_What to do_: Search the material for the string "index", then return every line where it is found.

* Begin *

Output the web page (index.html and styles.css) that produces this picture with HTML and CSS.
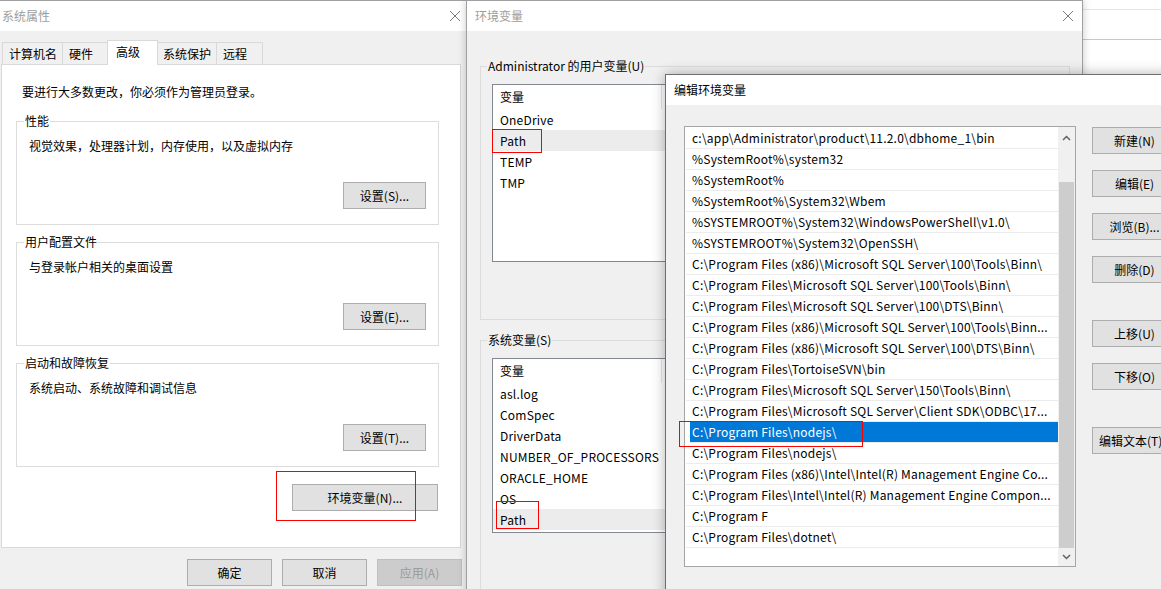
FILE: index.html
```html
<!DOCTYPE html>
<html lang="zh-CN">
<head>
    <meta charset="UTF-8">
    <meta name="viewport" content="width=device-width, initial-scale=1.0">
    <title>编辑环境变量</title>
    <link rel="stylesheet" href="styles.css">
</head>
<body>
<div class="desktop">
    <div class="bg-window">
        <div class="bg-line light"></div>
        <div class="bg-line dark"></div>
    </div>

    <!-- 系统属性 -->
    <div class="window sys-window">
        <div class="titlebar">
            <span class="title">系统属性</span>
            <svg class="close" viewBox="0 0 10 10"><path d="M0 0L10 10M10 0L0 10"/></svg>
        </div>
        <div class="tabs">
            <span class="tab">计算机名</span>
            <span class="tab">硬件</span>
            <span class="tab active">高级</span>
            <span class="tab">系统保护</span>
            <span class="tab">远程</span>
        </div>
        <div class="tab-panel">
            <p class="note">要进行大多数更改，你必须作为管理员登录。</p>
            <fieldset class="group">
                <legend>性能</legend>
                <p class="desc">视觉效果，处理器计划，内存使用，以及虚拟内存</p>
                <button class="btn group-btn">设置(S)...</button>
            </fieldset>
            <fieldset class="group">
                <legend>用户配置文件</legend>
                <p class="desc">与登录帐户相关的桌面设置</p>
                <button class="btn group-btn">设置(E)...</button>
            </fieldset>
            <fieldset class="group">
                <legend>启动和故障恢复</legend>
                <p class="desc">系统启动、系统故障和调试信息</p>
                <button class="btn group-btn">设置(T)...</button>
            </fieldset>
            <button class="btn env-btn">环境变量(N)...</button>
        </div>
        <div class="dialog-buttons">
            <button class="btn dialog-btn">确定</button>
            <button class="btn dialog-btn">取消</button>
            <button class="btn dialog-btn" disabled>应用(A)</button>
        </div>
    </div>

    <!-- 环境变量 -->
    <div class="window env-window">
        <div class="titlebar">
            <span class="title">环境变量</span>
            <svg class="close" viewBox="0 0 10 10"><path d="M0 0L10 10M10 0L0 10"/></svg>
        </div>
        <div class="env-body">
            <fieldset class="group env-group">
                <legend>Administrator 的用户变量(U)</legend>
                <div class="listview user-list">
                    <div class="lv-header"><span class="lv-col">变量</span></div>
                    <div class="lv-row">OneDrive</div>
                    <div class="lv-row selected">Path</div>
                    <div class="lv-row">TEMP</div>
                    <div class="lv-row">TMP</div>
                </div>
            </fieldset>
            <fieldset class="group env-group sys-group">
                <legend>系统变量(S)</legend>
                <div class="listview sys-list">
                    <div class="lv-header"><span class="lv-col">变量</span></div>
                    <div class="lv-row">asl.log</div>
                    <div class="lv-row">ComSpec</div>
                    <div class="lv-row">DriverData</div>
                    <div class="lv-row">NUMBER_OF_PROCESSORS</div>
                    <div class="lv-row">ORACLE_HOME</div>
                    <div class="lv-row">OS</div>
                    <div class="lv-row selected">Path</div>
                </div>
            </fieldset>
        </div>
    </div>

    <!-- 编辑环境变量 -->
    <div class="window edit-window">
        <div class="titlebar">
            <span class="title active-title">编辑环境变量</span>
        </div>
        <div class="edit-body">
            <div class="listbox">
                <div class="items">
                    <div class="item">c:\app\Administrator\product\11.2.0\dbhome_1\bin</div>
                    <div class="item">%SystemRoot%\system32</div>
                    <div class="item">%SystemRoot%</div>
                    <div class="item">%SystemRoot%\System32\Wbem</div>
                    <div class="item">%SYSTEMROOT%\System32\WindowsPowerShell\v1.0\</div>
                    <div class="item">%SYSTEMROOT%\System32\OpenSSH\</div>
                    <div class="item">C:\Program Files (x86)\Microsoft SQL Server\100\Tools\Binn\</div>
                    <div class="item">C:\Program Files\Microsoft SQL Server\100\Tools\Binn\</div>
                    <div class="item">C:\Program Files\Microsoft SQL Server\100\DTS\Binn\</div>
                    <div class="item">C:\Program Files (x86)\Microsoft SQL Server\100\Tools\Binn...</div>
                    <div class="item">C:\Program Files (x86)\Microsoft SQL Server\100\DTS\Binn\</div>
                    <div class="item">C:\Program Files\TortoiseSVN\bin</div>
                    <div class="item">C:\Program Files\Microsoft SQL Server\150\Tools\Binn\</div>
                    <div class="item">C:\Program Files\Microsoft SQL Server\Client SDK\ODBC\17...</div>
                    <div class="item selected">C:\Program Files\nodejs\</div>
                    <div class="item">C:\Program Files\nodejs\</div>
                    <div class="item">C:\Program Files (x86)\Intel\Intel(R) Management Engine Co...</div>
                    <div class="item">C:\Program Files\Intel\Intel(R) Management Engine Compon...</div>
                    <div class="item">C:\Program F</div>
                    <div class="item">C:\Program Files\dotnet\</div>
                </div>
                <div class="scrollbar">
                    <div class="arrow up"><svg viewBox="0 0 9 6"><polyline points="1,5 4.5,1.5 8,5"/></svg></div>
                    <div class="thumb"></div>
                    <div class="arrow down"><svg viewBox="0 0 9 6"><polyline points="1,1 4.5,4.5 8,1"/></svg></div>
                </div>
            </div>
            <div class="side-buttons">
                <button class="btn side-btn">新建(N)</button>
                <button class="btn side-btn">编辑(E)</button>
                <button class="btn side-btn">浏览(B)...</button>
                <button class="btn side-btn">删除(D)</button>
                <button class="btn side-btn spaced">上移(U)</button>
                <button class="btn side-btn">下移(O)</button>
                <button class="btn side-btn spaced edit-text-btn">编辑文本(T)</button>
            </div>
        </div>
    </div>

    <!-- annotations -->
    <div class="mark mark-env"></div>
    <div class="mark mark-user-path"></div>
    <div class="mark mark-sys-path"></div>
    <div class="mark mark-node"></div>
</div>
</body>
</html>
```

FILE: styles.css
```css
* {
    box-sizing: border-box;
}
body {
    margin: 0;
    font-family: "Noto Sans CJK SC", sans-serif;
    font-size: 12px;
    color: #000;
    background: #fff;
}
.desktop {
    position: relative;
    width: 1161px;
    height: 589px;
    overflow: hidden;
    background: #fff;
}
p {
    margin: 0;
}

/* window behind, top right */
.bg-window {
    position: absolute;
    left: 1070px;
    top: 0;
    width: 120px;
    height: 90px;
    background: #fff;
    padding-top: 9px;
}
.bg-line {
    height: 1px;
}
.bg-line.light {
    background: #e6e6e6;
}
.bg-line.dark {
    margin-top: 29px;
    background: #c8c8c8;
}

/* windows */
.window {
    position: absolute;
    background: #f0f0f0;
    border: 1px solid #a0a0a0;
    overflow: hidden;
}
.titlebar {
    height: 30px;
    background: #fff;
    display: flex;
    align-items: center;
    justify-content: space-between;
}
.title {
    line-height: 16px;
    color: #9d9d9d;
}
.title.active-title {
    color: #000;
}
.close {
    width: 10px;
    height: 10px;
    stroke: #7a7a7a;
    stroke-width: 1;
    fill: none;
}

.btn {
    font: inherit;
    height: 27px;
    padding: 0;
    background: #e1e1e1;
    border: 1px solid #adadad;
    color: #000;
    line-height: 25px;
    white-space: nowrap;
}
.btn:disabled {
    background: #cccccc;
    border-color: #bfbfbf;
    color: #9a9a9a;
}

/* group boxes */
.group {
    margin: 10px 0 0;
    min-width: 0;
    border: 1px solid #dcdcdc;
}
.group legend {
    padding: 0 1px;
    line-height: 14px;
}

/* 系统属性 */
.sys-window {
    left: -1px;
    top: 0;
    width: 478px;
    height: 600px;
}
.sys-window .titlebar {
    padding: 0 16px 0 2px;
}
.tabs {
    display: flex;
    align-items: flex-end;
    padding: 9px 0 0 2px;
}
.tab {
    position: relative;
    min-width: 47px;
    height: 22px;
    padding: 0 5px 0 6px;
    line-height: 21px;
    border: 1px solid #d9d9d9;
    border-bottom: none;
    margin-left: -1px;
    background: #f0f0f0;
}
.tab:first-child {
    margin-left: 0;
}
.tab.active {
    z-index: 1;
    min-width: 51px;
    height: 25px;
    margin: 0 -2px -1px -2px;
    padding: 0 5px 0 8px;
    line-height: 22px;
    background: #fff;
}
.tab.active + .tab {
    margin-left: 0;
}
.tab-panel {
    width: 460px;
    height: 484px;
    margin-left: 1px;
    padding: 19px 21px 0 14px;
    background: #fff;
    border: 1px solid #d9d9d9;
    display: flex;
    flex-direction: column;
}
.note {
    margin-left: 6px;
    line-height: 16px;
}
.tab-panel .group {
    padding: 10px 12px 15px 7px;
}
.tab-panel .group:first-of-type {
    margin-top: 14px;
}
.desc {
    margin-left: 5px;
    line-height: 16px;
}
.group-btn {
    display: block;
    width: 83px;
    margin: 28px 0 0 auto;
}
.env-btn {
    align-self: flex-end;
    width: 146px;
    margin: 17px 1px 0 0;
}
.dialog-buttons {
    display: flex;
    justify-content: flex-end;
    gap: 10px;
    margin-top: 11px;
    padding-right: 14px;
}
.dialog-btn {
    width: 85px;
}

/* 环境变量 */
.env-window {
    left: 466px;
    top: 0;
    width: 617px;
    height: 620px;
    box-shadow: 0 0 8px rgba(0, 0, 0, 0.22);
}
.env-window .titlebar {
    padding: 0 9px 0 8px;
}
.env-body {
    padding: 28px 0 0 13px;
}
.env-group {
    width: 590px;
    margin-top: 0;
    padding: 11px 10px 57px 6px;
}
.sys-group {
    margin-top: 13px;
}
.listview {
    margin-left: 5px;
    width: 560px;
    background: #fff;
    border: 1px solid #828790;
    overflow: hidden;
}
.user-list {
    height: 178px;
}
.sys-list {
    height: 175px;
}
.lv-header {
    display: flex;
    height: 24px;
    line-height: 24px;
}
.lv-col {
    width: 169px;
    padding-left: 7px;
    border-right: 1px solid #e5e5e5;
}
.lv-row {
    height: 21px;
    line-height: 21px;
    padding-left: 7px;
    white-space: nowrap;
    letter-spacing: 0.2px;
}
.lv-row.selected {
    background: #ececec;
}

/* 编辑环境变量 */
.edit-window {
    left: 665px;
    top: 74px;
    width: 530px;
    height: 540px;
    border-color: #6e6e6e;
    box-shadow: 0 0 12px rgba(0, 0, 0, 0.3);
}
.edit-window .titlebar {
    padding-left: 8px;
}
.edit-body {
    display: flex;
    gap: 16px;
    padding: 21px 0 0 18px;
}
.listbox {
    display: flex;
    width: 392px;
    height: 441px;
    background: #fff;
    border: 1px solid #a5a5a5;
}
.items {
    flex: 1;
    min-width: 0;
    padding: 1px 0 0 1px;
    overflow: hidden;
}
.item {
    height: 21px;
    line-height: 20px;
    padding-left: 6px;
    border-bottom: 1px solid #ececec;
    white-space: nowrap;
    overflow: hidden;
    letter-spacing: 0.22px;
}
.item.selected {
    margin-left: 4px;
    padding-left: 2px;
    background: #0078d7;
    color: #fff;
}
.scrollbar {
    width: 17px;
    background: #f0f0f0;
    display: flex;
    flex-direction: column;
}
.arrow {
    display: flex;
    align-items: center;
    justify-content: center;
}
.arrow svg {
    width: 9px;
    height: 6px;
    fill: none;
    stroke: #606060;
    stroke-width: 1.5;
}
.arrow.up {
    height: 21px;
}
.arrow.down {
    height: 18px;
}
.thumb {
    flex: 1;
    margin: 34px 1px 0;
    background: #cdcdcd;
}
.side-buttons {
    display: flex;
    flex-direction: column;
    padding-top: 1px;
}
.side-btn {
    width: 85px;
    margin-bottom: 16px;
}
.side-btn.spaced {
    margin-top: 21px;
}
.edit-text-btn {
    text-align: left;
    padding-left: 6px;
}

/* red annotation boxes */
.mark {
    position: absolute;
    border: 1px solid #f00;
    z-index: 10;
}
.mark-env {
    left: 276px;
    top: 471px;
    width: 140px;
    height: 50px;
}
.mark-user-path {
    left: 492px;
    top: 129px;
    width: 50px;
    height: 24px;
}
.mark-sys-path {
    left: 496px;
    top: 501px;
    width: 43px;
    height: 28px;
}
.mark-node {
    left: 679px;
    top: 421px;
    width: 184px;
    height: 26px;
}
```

* End *

_Reply to the exercise_:
Output the web page (index.html and styles.css) that produces this picture with HTML and CSS.
FILE: index.html
    z-index: 1;
    z-index: 10;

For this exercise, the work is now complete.